| > People know how to consider inflation-adjusted rates of return and invest accordingly. Soon these same lessons will be applied in negative interest rate scenarios, which I guess counts as deflation This is part of it. Deflation means my money is worth more tomorrow than today. If due to 10% return just by keeping my money under my mattress due to deflation, why would I ever risk loaning it out into an investment opportunity. Essentially the risk-free return is now 10%, so for any investment to be worth wild it must return even higher than that. That's hard to do. The higher the deflation, the higher the baseline return needed. As a result any business that might've returned 5% is now no longer a viable option. So it reduces overall investment because it raises the bar for success. Similar is for purchases. Why buy something now, when I can wait 6 months and get it cheaper. As a result everyone stops spending, and everyone stops investing. Now that there is no spending, there is no money to pay salaries, so people have less money to go around and so again money becomes more valuable and you get a downward cycle. Imagine I said, at midnight january 1st any money you have in cash or in a bank will be worth 50% less. You'd buy up anything you could or invest in anything you could to get rid of cash and put it in hard currency. Even if someone had a business that would lose 10% over the year, that'd still be better than losing 50%. Deflation is the opposite. Any cash or bank accounts you have will double. You'd sell your items, but nobody would want to buy. They could buy two couches with that money the next year. Overall if money always is slowly decreasing in value, people want to find uses for it either consumption or investment which move the economy. If it's increasing in value (ie deflation) they wan to do the opposite. Hoard it. |
Some of your point sounds a bit like this (please correct me if I'm wrong): "Deflation is always bad because it could be hyperdeflation." Namely, if deflation is significant enough that it incentivizes me foregoing a purchase for a few months (and then another few months, etc) it's _significant_ deflation. But why not make the equivalent argument "inflation must be bad because we can imagine hyperinflation" as well?

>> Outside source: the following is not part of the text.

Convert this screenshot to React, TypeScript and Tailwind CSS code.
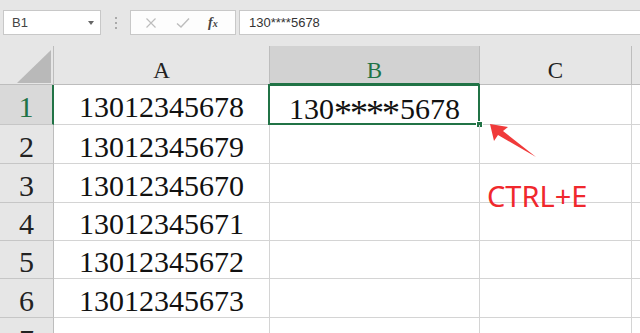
import React from 'react';

// Phone numbers in column A, row 1 of B holds the masked version
const phones = ['13012345678', '13012345679', '13012345670', '13012345671', '13012345672', '13012345673', ''];
const rowHeights = ['h-[40px]', 'h-[39px]', 'h-[39px]', 'h-[38px]', 'h-[38px]', 'h-[39px]', 'h-[39px]'];

const serif = "font-['Liberation_Serif',serif]";
const sans = "font-['Liberation_Sans',Arial,sans-serif]";

function Toolbar() {
  return (
    <div className="flex h-[46px] items-start bg-[#e6e6e6] pt-[10px]">
      {/* Name box */}
      <div className="ml-[3px] flex h-[25px] w-[98px] items-center justify-between border border-[#c8c8c8] bg-white pl-[8px] pr-[6px]">
        <span className={`${sans} text-[13px] text-[#444]`}>B1</span>
        <span className="h-0 w-0 border-x-[3px] border-t-[4px] border-x-transparent border-t-[#666]" />
      </div>
      {/* Dots */}
      <div className="ml-[14px] flex h-[25px] flex-col items-center justify-center gap-[3px]">
        <span className="h-[2px] w-[2px] bg-[#aaa]" />
        <span className="h-[2px] w-[2px] bg-[#aaa]" />
        <span className="h-[2px] w-[2px] bg-[#aaa]" />
      </div>
      {/* Cancel / enter / fx */}
      <div className="ml-[13px] flex h-[25px] w-[106px] items-center border border-[#c8c8c8] bg-[#fdfdfd]">
        <svg width="12" height="12" viewBox="0 0 12 12" className="ml-[14px]">
          <path d="M1.5 1.5 L10.5 10.5 M10.5 1.5 L1.5 10.5" stroke="#bdbdbd" strokeWidth="1.2" fill="none" />
        </svg>
        <svg width="14" height="12" viewBox="0 0 14 12" className="ml-[19px]">
          <path d="M1 6.5 L5 10 L13 1.5" stroke="#bdbdbd" strokeWidth="1.4" fill="none" />
        </svg>
        <span className={`${serif} ml-[18px] text-[14px] font-bold italic text-[#444]`}>
          f<span className="text-[10px]">x</span>
        </span>
      </div>
      {/* Formula input */}
      <div className="ml-[3px] flex h-[25px] flex-1 items-center border border-r-0 border-[#c8c8c8] bg-white pl-[9px]">
        <span className={`${sans} text-[13px] text-[#333]`}>130****5678</span>
      </div>
    </div>
  );
}

export default function App() {
  return (
    <div className="relative h-[333px] w-[640px] overflow-hidden bg-white">
      <Toolbar />

      <div className="grid grid-cols-[54px_216px_210px_152px_1fr]">
        {/* Column headers */}
        <div className="flex h-[39px] items-start justify-end border-r border-b border-[#bdbdbd] bg-[#e6e6e6] pr-[2px] pt-[4px]">
          <div className="h-[33px] w-[34px] bg-[#b9b9b9] [clip-path:polygon(100%_0,100%_100%,0_100%)]" />
        </div>
        <div className={`${serif} flex h-[39px] items-center justify-center border-r border-b border-[#bdbdbd] bg-[#e6e6e6] pt-[11px] text-[23px] leading-none text-[#222]`}>A</div>
        <div className={`${serif} flex h-[39px] items-center justify-center border-r border-b-2 border-r-[#bdbdbd] border-b-[#217346] bg-[#d2d2d2] pt-[11px] text-[23px] leading-none text-[#217346]`}>B</div>
        <div className={`${serif} flex h-[39px] items-center justify-center border-r border-b border-[#bdbdbd] bg-[#e6e6e6] pt-[11px] text-[23px] leading-none text-[#222]`}>C</div>
        <div className="h-[39px] border-b border-[#bdbdbd] bg-[#e6e6e6]" />

        {phones.map((p, i) => (
          <React.Fragment key={i}>
            <div
              className={`${serif} ${rowHeights[i]} flex items-center justify-center border-b border-b-[#c6c6c6] pt-[5px] text-[30px] leading-none ${
                i === 0
                  ? 'border-r-2 border-r-[#217346] bg-[#d9d9d9] text-[#217346]'
                  : 'border-r border-r-[#bdbdbd] bg-[#e6e6e6] text-[#222]'
              }`}
            >
              {i + 1}
            </div>
            <div className={`${serif} ${rowHeights[i]} flex items-center justify-center border-r border-b border-[#d4d4d4] pt-[5px] text-[30px] leading-none text-[#111]`}>
              {p}
            </div>
            <div className={`${serif} ${rowHeights[i]} relative flex items-center justify-center border-r border-b border-[#d4d4d4] pt-[5px] text-[30px] leading-none text-[#111]`}>
              {i === 0 && (
                <>
                  <span>
                    130
                    <span className="relative top-[6px] text-[36px] tracking-[-2px]">****</span>
                    <span className="ml-[2px]">5678</span>
                  </span>
                  <div className="absolute -top-[1px] -left-[2px] -right-[1px] -bottom-[1px] border-2 border-[#217346]" />
                  <div className="absolute -right-[4px] -bottom-[4px] h-[7px] w-[7px] border border-white bg-[#217346]" />
                </>
              )}
            </div>
            <div className={`${rowHeights[i]} border-r border-b border-[#d4d4d4]`} />
            <div className={`${rowHeights[i]} border-b border-[#d4d4d4]`} />
          </React.Fragment>
        ))}
      </div>

      {/* Red annotation arrow */}
      <svg className="absolute left-[485px] top-[120px]" width="56" height="42" viewBox="0 0 56 42">
        <polygon points="5,4 23,7 18,11 51,37 13,15 9,21" fill="#f03a3a" />
      </svg>
      <div className="absolute left-[487px] top-[181px] font-['Noto_Sans',sans-serif] text-[29px] leading-none text-[#f0282d]">
        CTRL+E
      </div>
    </div>
  );
}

But instead of hyperdeflation, if we had -0.1% risk-free interest rates, would people really forego all purchases? I don't see why. If I need a new toaster, or some clothes, or gas for my car, I would not delay the purchase for 6 months to save 0.05% on the purchase. This seems like a realistic number if the deflation is caused by a population contraction in a country with an advanced economy.
It seems real-world encounters with deflation (at least since the inception of central banking and planned expansions of money supplies) have come largely during periods of _sharp_ economic contraction. But is such a scenario really comparable to a slow decrease in population?
Moreover, if monetary policy can offset deflation, what creates the need for immigration to offset the deflation? Why isn't the monetary policy enough?